PRENTIS, EDWARD (1797–1854), painter, born in 1797, first exhibited in 1823 at the Royal Academy, sending ‘A Girl with Matches’ and ‘A Boy with Oranges;’ and in 1825 contributed three pictures to the first exhibition of the Society of British Artists, of which, in the following year, he was elected a member. Thenceforward, throughout his life, he was a steady supporter of the society, and all his works were shown in Suffolk Street. Prentis painted scenes in the domestic life of his own time, humorous, pathetic, and sentimental, which gained considerable temporary popularity; they included such subjects as ‘The Profligate's Return from the Alehouse,’ 1829; ‘Valentine's Eve,’ 1835; ‘The Wife’ and ‘The Daughter,’ 1836 (engraved, as a pair, by J. C. Bromley, 1837); ‘A Day's Pleasure,’ 1841, his cleverest work (engraved); and ‘The Folly of Extravagance,’ 1850, which was the last picture he exhibited.
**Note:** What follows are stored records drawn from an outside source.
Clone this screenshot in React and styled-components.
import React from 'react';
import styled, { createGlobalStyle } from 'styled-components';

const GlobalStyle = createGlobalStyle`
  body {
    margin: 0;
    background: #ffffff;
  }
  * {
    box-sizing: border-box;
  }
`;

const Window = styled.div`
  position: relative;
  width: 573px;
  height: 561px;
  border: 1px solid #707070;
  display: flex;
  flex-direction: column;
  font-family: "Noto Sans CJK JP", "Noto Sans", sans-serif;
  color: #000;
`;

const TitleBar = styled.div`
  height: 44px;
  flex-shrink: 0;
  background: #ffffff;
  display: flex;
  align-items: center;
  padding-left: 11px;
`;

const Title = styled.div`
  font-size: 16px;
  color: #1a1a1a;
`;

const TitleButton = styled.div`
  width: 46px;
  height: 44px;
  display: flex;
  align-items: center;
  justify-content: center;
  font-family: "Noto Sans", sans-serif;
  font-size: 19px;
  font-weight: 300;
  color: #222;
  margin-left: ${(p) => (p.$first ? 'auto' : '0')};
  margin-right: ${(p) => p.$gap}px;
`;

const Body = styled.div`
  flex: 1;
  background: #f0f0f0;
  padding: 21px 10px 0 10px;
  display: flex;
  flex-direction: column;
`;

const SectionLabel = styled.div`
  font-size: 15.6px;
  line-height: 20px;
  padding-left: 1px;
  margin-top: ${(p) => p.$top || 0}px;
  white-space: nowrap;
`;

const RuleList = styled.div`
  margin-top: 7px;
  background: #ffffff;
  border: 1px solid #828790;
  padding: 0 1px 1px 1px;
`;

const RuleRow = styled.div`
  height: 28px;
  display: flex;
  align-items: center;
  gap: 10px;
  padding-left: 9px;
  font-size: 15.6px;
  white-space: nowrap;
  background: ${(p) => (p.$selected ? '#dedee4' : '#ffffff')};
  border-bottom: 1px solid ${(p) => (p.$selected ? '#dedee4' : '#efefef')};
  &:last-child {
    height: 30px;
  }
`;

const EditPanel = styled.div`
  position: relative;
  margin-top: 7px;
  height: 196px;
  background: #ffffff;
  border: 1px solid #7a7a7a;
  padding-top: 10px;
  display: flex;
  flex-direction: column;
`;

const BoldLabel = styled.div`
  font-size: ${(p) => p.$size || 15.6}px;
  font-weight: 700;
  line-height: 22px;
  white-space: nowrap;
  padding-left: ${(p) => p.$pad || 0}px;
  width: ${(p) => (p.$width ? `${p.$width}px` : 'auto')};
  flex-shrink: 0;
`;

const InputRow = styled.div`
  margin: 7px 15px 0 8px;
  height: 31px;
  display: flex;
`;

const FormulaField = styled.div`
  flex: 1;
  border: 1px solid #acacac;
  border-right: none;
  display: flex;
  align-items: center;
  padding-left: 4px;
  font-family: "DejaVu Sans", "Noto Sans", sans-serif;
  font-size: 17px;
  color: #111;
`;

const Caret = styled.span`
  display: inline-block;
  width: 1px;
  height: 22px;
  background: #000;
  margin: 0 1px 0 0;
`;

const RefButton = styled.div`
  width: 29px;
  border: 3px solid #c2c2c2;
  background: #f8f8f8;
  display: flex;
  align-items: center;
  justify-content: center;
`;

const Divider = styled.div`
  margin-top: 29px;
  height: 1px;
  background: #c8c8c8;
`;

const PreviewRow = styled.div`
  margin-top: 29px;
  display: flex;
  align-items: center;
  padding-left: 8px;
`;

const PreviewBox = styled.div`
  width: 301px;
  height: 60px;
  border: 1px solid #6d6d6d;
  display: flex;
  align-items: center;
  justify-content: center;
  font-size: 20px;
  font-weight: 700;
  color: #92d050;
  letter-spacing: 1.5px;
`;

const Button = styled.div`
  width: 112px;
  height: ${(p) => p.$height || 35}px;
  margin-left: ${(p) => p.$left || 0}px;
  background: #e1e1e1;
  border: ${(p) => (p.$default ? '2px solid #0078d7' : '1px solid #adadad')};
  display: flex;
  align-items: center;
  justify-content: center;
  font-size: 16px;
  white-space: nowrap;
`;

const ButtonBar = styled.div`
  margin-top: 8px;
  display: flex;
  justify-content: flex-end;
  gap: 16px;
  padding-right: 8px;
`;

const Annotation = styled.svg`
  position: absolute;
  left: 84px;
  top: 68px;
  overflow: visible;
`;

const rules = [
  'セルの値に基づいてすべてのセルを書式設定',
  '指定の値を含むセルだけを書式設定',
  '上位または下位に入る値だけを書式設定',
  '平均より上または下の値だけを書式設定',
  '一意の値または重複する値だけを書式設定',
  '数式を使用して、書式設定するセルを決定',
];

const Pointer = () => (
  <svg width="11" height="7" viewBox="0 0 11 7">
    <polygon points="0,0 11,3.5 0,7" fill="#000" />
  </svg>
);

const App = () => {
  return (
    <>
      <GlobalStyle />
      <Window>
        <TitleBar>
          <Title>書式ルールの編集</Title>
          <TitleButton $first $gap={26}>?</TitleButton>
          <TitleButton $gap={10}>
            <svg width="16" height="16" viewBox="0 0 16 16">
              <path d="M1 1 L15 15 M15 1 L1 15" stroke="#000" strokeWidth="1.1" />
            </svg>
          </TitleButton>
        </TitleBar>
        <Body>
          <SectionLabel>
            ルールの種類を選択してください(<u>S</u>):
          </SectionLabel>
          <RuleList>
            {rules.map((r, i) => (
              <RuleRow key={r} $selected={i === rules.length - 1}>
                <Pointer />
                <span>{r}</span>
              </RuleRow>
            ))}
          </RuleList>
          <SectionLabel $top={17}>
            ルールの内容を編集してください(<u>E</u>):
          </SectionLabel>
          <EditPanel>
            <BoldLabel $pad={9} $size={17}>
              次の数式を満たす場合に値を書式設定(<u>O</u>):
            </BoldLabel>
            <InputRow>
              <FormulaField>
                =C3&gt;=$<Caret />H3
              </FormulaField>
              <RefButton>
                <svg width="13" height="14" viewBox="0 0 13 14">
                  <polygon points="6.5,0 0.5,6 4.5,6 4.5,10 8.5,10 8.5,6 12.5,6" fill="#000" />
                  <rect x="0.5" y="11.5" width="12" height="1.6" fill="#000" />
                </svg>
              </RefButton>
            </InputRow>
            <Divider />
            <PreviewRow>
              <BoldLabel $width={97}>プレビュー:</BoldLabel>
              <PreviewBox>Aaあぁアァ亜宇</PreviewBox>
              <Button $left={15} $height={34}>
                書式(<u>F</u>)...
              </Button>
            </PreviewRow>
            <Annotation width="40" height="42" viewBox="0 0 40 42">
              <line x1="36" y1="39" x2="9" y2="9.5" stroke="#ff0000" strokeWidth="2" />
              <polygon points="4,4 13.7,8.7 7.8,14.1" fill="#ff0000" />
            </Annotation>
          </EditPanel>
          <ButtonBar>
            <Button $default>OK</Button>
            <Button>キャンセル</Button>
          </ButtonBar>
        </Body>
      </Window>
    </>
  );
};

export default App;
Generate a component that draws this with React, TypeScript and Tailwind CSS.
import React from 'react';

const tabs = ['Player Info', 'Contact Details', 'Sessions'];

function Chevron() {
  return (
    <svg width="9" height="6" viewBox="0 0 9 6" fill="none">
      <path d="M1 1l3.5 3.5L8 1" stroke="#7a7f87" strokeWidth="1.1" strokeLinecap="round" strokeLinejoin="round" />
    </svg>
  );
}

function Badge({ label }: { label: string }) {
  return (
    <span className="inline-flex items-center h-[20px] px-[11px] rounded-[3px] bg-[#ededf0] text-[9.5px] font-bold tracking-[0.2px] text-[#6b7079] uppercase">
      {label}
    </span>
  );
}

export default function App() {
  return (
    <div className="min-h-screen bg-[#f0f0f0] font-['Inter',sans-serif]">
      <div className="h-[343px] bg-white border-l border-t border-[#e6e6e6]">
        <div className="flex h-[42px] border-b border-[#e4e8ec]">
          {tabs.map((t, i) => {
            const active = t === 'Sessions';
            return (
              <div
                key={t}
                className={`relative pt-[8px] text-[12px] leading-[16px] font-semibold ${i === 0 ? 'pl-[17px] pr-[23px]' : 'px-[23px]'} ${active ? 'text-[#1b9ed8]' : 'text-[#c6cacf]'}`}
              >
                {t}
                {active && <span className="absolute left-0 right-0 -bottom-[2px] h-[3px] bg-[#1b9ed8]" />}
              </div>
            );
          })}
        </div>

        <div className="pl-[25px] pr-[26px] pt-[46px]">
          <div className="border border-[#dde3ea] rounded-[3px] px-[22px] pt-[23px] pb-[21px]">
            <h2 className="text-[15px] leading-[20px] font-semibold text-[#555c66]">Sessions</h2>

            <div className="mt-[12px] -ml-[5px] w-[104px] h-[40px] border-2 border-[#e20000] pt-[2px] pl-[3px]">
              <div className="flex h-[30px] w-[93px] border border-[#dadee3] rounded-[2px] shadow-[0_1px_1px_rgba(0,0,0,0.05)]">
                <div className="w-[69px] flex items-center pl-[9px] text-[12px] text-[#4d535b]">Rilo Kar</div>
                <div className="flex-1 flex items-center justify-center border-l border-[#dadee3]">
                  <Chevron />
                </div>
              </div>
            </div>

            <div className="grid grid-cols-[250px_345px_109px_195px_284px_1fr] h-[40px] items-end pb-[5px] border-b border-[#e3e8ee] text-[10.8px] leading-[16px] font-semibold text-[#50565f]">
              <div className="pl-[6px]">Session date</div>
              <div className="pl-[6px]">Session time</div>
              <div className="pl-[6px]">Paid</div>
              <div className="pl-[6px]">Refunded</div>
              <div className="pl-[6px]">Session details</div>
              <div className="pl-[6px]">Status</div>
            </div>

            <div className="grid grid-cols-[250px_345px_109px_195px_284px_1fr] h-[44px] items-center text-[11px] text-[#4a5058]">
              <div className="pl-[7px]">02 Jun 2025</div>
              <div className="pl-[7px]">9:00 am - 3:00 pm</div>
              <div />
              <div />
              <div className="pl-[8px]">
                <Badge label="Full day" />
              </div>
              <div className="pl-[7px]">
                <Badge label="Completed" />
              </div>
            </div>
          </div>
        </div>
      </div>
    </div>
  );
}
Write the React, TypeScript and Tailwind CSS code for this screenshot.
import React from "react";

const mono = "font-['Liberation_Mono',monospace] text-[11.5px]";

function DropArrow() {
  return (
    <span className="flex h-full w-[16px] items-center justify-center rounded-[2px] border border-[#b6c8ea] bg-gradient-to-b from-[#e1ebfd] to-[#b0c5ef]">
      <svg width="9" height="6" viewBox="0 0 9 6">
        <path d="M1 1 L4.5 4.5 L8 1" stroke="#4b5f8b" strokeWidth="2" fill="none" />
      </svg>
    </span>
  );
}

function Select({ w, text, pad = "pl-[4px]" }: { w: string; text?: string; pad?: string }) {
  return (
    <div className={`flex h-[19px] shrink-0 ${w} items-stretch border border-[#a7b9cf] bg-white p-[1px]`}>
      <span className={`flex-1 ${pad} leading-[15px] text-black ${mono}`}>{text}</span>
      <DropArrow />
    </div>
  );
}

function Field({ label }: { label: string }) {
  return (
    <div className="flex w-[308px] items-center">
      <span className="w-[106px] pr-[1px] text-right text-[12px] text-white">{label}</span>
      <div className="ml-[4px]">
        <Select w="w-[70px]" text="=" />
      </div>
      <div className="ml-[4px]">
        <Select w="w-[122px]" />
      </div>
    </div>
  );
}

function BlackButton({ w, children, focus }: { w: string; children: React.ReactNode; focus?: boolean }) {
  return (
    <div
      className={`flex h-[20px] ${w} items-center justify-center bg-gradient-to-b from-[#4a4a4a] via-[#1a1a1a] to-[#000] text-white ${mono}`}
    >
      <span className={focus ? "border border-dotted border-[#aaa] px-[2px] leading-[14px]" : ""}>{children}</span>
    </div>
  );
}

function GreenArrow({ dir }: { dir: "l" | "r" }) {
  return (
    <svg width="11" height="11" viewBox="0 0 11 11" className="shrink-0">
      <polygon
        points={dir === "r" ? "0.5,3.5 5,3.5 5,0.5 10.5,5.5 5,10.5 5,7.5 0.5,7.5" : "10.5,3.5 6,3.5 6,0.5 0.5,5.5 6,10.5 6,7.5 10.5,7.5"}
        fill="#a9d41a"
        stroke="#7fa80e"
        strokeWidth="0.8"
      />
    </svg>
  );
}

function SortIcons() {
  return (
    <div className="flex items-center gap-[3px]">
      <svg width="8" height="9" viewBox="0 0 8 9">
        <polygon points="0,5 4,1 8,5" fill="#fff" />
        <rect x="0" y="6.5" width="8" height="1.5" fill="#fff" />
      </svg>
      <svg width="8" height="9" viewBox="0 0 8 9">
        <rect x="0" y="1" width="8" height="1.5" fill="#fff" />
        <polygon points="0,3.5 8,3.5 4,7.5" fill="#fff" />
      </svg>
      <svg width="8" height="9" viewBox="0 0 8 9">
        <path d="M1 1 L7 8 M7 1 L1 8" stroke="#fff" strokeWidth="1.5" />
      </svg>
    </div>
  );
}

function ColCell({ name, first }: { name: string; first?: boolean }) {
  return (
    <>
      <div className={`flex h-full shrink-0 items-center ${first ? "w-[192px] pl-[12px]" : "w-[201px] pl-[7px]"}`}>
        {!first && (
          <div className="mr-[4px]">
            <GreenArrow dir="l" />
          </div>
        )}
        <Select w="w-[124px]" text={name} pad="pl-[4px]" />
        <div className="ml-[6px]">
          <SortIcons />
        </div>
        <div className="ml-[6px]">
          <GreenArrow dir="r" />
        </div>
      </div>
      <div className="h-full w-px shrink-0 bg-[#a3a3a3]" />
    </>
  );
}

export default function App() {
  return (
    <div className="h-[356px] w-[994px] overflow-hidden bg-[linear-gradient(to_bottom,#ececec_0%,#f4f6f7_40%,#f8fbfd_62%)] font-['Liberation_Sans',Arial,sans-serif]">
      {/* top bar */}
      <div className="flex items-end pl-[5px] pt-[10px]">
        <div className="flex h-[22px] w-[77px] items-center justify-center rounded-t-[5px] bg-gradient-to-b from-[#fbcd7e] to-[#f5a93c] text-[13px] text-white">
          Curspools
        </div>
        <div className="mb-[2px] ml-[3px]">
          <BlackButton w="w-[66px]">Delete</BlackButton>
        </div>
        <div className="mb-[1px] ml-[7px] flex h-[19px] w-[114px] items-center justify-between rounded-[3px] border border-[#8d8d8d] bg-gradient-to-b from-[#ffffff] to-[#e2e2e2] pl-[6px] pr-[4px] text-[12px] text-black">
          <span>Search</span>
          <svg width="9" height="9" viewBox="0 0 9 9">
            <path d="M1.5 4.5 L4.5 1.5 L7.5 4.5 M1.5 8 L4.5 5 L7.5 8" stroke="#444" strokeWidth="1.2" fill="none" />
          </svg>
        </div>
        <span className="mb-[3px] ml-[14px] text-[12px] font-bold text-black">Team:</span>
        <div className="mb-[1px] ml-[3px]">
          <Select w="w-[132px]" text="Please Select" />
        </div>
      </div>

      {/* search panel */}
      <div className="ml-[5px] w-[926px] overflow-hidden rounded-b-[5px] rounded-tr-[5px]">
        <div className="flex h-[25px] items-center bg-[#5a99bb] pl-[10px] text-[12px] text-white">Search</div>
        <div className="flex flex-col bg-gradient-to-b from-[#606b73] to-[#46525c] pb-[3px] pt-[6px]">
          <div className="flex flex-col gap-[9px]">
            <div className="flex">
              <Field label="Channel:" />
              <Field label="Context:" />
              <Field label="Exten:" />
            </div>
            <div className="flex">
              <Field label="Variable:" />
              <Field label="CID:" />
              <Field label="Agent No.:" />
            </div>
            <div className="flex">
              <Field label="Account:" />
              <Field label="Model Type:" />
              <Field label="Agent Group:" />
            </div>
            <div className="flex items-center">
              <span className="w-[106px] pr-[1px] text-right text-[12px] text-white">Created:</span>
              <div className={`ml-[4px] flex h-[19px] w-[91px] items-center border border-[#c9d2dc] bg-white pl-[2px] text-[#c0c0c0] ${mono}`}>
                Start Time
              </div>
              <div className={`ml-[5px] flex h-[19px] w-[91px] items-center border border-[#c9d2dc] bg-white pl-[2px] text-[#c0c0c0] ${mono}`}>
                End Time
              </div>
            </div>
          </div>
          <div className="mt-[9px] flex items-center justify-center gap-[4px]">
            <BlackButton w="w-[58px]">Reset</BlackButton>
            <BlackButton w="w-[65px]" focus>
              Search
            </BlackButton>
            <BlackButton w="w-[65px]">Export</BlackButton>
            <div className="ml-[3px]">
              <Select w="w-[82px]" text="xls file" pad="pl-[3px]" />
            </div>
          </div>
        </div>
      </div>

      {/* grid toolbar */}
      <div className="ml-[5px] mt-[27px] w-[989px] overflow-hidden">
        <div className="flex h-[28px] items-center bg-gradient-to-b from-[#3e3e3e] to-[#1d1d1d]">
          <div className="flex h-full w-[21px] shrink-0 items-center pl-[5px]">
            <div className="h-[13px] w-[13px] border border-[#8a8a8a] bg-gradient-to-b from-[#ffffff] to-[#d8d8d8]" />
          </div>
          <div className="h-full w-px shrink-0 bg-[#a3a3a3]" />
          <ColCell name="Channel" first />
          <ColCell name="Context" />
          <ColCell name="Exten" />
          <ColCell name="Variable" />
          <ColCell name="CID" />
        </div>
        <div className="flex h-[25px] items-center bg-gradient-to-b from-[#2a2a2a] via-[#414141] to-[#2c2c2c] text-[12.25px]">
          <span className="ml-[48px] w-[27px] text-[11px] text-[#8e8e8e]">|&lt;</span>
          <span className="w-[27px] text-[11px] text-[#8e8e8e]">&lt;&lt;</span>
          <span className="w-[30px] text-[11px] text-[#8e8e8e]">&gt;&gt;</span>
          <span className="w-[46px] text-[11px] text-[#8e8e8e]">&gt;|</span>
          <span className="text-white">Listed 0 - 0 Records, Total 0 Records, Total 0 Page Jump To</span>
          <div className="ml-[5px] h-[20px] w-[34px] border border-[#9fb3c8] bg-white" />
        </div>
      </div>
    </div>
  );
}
Prentis executed for the trustees of the British Museum a series of accurate and highly finished drawings of the ivory objects found at Nimroud; these were engraved on wood by J. Thompson, and published in Layard's ‘Monuments of Nineveh’ (1849, fol.) Prentis died in December 1854, leaving a widow and eleven children.

[Redgrave's Dict. of Artists; Art Journal, 1855, p. 108; Gent. Mag. 1855, pt. i. p. 656; Exhibition Catalogues.]